Während das Bauwerk in den Staatsmedien der Volksrepublik China als technisches Meisterwerk gepriesen wird, war in Hongkong auch Kritik zu hören. Diese entstand vor allem aus den Kosten von umgerechnet mehreren Milliarden US-Dollar, welche aus Sicht vieler Hongkonger besser zur Linderung der extremen Wohnungsknappheit und der exorbitanten Preise auf dem heimischen Immobilienmarkt hätten verwendet werden sollen. Zudem sollen auf den beiden künstlichen Inseln Wohnanlagen für Chinesen aus dem Süden des Landes entstehen, worin manche Bewohner der Sonderverwaltungszone einen weiteren Schritt zu einer faktischen schrittweisen Vereinnahmung Hongkongs durch China sehen, welche bis zum Jahr 2047 gesetzlich untersagt ist.

Die Brücke besitzt neben der sozialen Komponente des einfacheren Reisens noch eine wirtschaftliche Dimension – sie verknüpft die hochentwickelten Regionen des Deltas um Hongkong und Shenzhen mit weniger entwickelten Gegenden, in denen sich noch die Ansiedlung von Industriebetrieben lohnt, wie Christopher Balding von der Peking University HSBC Business School vom chinesischen Magazin Caixin zitiert wird. „Es gibt in der Region noch Gegenden in denen billig produziert werden kann, doch sie dürfen nicht zu nahe an Shenzhen liegen.“ Balding zufolge sei die wirtschaftliche und finanzielle Verknüpfung von Hongkong und Festlandchina eine Realität, die man akzeptieren müsse. Nicht zu vergessen sei bei all dem, dass die geplante Perlfluss-Megacity sozialpolitisch auch das Ziel habe, Hongkong in den kulturellen Einflussbereich des Festlandes zu bringen.
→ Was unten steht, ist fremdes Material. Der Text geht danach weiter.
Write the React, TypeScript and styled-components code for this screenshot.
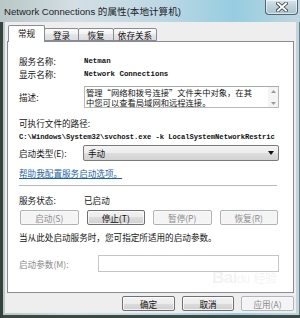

Repräsentativ für die zunehmende Vernetzung ist zudem die ebenfalls erst seit kurzem bestehende Hochgeschwindigkeitsverbindung zwischen Hongkong und den Städten im Hinterland, welche im September 2018 nach mehrjähriger Bauzeit eröffnet wurde. Sie halbiert nicht nur die Reisezeit zwischen Hongkong und Shenzhen sowie Guangzhou, sondern bindet Hongkong zudem an das System der chinesischen Hochgeschwindigkeitszüge an.
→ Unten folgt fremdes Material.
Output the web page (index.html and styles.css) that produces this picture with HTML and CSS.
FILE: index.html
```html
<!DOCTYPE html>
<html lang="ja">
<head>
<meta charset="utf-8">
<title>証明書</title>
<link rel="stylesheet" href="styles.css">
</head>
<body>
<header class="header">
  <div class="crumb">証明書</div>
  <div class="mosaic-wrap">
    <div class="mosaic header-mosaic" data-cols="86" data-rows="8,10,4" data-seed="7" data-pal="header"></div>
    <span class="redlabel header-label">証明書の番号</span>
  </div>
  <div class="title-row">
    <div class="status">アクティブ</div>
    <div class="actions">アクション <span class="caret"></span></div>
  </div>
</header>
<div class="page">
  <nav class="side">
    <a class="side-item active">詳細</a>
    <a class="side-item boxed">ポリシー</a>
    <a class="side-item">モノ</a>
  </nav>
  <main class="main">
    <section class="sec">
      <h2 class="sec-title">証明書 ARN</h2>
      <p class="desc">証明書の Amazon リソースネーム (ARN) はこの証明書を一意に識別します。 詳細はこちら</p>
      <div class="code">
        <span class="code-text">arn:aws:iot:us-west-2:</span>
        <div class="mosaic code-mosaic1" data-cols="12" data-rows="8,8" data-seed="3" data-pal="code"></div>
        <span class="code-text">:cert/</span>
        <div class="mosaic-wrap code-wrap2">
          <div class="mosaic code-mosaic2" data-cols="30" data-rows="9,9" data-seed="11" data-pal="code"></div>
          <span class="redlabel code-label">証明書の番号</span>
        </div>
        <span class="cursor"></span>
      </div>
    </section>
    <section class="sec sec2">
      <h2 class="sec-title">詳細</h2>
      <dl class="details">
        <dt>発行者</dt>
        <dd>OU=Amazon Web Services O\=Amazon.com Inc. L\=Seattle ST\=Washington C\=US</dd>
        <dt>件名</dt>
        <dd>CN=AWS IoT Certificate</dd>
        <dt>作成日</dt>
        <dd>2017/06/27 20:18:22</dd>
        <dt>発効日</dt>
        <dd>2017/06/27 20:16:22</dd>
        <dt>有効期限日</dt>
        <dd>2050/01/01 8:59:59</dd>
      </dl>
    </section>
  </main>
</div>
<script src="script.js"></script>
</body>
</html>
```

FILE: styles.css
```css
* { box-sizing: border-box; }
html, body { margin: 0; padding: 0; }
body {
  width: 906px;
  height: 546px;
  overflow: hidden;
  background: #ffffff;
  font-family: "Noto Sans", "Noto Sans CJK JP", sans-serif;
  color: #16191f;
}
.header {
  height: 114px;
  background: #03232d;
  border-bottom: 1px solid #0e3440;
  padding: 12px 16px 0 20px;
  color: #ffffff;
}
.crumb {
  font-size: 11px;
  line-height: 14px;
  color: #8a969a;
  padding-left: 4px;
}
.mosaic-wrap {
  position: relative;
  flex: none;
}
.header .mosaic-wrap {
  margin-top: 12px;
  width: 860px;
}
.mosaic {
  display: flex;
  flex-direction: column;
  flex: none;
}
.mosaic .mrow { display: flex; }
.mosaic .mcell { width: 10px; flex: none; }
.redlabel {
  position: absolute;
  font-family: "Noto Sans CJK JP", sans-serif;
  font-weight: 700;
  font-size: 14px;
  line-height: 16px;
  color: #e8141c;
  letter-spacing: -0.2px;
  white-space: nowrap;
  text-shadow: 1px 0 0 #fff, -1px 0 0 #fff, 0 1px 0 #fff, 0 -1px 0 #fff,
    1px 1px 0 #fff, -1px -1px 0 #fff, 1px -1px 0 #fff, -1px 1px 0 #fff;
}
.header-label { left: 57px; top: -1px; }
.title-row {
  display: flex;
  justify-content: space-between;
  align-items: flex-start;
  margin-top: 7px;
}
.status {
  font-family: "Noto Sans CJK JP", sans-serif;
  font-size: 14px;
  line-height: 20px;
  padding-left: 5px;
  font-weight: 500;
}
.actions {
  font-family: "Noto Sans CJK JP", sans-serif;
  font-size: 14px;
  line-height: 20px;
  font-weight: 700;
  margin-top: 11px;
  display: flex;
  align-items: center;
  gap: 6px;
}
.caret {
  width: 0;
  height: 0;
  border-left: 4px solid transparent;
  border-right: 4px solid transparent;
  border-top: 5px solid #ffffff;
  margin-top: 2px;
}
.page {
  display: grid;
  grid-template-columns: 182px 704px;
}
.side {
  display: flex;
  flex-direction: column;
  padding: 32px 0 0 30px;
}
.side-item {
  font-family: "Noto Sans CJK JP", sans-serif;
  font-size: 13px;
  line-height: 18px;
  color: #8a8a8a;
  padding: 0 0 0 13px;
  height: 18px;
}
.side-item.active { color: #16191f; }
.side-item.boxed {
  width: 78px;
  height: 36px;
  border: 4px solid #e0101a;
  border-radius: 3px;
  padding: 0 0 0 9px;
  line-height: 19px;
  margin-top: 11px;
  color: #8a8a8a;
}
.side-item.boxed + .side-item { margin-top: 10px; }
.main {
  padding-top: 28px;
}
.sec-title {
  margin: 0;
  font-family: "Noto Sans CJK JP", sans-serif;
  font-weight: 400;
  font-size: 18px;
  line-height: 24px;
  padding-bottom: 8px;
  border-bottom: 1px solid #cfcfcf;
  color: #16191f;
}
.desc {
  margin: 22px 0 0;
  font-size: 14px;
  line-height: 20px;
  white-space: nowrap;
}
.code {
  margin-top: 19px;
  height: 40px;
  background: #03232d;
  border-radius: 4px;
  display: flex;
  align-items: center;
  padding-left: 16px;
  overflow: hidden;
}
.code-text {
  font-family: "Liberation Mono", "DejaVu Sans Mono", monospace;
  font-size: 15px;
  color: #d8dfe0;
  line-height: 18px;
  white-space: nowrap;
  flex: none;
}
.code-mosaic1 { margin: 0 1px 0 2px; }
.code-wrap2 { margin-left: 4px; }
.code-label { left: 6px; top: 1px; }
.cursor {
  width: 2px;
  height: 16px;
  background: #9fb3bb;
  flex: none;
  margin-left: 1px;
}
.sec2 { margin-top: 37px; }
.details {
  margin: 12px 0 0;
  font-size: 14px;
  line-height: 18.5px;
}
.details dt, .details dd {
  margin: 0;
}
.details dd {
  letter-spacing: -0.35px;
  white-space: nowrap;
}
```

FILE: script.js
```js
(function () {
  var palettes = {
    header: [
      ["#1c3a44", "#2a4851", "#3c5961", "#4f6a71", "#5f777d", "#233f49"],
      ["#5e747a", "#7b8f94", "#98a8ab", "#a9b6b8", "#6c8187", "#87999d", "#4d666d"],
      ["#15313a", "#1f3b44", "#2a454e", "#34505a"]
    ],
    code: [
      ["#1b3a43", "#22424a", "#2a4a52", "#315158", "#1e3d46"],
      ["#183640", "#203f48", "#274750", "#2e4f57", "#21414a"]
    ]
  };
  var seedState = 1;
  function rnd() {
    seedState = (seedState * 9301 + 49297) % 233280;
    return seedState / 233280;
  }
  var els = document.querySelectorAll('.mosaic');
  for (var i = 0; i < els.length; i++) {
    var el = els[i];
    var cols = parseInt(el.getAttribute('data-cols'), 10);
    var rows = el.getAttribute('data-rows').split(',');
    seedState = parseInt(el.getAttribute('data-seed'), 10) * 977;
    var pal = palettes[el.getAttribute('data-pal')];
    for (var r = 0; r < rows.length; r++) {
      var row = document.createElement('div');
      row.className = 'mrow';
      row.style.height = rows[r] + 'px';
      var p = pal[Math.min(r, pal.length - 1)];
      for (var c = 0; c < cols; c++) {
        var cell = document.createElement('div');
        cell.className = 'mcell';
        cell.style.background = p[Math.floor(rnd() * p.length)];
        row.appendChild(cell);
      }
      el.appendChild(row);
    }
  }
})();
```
Bemerkenswert ist, wie die elf Städte auf die schrittweise Verschmelzung reagieren – sie spezialisieren sich zunehmend, wodurch es zu einer Arbeitsteilung kommt. So stellt Shenzhen als Sitz großer Elektronikkonzerne wie Huawei und ZTE und auch Banken und Versicherungen das Technologie- und Innovationszentrum dar, Hongkong hingegen das Finanzzentrum und Tor zur Welt. Guangzhou – die Hauptstadt der Provinz, ist das politische und Veraltungszentrum. In Huizhou dominiert die Fertigung und Industrieproduktion, ebenso in Foshan, wo beispielsweise ein großes Volkswagen-Werk steht. In den Casinos von Macao wird inzwischen ein Vielfaches jenes Geldes umgesetzt, was das weltberühmte US-Pendant Las Vegas erwirtschaftet. Zhuhai scheint sich hingegen zunehmend auf den Tourismus zu besinnen, etwa als günstiger Alterssitz für Hongkonger.
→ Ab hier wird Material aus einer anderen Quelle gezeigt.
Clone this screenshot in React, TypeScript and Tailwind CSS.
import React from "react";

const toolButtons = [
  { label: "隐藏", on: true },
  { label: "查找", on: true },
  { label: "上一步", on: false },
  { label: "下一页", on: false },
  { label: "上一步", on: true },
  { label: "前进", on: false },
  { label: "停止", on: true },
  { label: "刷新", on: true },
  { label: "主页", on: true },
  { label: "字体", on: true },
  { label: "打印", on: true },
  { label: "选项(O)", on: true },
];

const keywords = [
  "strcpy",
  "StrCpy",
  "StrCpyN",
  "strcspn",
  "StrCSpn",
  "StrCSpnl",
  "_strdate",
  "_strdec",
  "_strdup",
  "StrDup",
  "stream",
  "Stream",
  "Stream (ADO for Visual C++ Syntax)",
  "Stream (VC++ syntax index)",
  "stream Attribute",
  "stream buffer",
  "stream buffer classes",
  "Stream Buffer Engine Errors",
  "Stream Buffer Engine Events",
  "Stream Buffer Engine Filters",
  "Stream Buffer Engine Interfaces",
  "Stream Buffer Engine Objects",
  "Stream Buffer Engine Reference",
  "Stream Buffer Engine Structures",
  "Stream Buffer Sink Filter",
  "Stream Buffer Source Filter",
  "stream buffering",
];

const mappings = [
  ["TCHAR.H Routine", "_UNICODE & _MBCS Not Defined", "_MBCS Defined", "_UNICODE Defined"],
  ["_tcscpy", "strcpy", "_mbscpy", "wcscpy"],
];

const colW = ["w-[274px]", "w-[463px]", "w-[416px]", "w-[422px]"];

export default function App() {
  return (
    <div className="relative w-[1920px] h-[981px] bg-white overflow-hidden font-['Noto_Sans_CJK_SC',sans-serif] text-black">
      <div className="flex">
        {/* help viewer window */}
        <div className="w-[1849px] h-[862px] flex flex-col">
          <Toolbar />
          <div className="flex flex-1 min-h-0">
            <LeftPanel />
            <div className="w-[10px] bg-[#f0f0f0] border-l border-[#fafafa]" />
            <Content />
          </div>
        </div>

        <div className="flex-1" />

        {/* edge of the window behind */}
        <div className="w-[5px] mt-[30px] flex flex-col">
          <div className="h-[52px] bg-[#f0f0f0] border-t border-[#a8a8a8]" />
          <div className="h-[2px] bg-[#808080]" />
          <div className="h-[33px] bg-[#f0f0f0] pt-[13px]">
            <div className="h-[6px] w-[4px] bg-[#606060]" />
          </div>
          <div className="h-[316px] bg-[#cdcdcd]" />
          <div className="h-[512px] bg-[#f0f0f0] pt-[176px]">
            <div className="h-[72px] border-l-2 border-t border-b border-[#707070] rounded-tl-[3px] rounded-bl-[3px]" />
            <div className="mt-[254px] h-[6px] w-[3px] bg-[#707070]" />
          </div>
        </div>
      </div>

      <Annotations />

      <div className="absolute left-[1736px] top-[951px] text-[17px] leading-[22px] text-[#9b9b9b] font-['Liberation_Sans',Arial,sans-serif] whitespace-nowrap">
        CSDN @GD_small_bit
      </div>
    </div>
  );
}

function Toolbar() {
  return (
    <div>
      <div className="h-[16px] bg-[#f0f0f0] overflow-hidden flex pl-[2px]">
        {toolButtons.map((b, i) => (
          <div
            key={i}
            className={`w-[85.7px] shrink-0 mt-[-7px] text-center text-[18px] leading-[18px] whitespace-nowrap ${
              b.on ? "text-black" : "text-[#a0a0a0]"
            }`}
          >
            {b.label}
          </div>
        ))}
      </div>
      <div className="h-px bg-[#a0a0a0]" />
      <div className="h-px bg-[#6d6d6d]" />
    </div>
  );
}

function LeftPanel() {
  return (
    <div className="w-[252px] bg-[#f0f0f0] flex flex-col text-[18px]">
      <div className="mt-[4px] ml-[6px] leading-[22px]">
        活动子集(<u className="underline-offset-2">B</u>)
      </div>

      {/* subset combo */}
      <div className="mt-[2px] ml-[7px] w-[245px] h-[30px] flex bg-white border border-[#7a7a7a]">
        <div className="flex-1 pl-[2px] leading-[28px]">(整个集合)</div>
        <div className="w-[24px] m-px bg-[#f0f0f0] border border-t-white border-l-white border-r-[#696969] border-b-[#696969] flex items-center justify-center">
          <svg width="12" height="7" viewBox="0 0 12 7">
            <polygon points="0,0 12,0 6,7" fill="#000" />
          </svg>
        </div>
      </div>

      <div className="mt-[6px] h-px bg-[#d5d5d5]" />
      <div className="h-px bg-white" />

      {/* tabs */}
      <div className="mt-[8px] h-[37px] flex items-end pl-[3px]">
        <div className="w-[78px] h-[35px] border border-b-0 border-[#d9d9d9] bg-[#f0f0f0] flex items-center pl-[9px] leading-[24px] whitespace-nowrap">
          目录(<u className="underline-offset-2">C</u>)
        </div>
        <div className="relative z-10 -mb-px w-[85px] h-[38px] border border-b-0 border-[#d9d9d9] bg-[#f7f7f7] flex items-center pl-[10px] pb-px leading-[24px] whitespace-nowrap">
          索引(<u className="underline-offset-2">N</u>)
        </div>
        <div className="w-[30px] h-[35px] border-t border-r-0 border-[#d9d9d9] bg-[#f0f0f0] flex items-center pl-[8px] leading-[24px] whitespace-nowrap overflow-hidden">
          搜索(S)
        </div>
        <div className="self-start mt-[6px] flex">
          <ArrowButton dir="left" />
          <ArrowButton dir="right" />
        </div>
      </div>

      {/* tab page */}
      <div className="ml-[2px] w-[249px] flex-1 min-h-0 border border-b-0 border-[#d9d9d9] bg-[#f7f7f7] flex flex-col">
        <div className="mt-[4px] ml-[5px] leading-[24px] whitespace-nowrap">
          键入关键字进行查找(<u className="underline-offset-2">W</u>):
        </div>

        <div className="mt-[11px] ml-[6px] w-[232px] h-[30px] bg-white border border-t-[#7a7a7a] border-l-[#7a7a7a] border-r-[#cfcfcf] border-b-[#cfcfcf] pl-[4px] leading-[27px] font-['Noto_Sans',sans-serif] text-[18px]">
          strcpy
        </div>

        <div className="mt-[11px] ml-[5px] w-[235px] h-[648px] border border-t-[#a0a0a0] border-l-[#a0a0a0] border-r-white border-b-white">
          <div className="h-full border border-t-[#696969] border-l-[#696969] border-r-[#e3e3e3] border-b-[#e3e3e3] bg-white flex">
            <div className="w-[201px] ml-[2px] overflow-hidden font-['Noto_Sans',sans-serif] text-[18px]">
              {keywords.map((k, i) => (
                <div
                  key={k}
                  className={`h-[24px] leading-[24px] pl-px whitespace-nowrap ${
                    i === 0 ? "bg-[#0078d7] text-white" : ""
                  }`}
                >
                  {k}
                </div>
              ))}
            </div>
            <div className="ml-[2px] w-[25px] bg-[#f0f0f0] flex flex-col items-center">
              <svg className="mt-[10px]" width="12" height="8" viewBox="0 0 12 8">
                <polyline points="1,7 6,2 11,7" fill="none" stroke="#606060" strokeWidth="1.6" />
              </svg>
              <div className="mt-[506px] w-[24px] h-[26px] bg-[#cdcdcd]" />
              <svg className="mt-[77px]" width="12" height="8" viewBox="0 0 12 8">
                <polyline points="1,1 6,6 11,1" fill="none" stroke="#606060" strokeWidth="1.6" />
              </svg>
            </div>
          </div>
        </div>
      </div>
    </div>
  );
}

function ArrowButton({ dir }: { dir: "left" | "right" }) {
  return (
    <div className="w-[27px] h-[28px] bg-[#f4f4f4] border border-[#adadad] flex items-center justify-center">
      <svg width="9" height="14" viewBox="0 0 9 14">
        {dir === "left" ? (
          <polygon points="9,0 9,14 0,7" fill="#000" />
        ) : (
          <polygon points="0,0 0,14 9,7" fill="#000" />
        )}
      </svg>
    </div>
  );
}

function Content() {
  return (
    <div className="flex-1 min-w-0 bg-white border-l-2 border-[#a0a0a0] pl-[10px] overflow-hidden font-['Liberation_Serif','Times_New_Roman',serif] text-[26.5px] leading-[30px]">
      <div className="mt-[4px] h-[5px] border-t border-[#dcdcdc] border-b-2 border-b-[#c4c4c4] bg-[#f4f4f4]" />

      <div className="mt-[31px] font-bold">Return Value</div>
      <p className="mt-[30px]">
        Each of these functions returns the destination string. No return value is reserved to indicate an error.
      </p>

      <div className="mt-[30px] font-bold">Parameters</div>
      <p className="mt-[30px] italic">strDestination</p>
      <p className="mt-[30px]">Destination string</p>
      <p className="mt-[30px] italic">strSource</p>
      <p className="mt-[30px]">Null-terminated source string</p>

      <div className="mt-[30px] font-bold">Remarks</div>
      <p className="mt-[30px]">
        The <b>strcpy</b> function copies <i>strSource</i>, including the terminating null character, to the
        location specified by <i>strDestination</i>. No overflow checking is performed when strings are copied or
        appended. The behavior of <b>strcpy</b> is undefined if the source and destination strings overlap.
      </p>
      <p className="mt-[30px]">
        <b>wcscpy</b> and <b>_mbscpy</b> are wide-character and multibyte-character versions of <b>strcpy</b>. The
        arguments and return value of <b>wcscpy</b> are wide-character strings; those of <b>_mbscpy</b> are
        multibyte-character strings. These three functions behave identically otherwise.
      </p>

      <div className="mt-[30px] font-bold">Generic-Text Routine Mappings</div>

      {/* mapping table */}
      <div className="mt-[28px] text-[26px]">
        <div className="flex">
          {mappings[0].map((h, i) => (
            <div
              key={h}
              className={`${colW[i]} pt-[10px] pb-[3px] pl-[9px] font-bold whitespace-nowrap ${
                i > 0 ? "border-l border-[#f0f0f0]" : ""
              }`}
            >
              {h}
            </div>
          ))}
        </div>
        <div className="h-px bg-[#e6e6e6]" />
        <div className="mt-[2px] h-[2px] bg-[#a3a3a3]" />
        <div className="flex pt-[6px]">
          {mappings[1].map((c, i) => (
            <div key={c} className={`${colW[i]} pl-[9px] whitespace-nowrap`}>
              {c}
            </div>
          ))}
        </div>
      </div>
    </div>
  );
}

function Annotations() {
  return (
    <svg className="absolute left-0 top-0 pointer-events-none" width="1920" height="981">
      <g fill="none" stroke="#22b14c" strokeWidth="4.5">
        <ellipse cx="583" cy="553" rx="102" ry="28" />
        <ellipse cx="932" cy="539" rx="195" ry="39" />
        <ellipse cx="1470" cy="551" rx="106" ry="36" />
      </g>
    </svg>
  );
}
Teil einer nationalen Strategie

Der Ausbau des Perlflussdeltas zu einer Megacity stellt kein singuläres Unterfangen dar, sondern ist in eine nationale Entwicklungsstrategie eingebettet. So sollen im Norden die Hauptstadt Peking zusammen mit der wichtigen Industriemetropole Tianjin ebenfalls als Kerne einer künftigen, großräumigen, Clusterregion mit rund 110 Millionen Menschen fungieren. Auch für die Mündung des Jangtsekiang mit der Weltstadt Schanghai existieren ähnliche Pläne – hier soll eine integrierte Metropolregion mit rund 50 Millionen Einwohnern entstehen.